When I was a kid, at least once every summer holiday, my parents would get me and my sisters up at an unearthly hour and take us for a walk up to 'The Rocks' (as everyone locally knows them) - actually the Warren Hills part of Charnwood Lodge.
After the initial shock of being dragged from under the covers, I always found it incredibly exciting. The world, even the very small and very familiar world of a child, looks quite different at 4.30am. It sounds different too.
I could feel the same frisson yesterday morning, when I joined poet Jo Bell and her boatmates for a dawn chorus walk around Wadenhoe, Northamptonshire, as part of their retracing of the steps of Denys Watkins-Pitchford (better known to readers as 'BB').

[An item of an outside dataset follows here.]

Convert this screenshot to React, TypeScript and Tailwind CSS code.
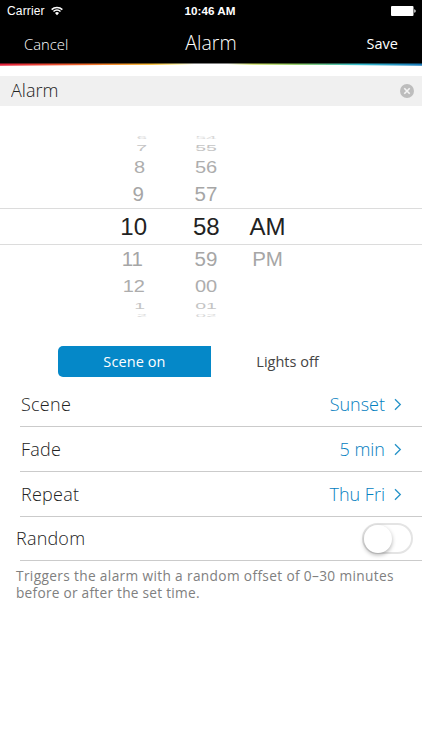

The weather was perfect, and within a few minutes of starting we'd heard a Cuckoo (my first so far this year). Blackbirds, Robins, Dunnocks, Chaffinches and Great Tits were of course among the loudest participants, but there were encouraging numbers of Song Thrushes, too, and plenty of Blackcaps, Chiffchaffs and Willow Warblers.
Yellowhammers were notable by their absence. I'd guess BB would have heard plenty back in the 60s, when he was writing his book. The same could be said of Corn Buntings. It would have been too much to expect to be lucky enough to hear a Nightingale, although again I'd imagine they were once pretty common birds in the area.
But anyway, it was all thoroughly inspiring. Back at the narrowboat, we had a mini poetry reading over welcome cups of tea to round things off, before I headed off to catch up on my sleep, and the others continued on their odyssey through the heart of England.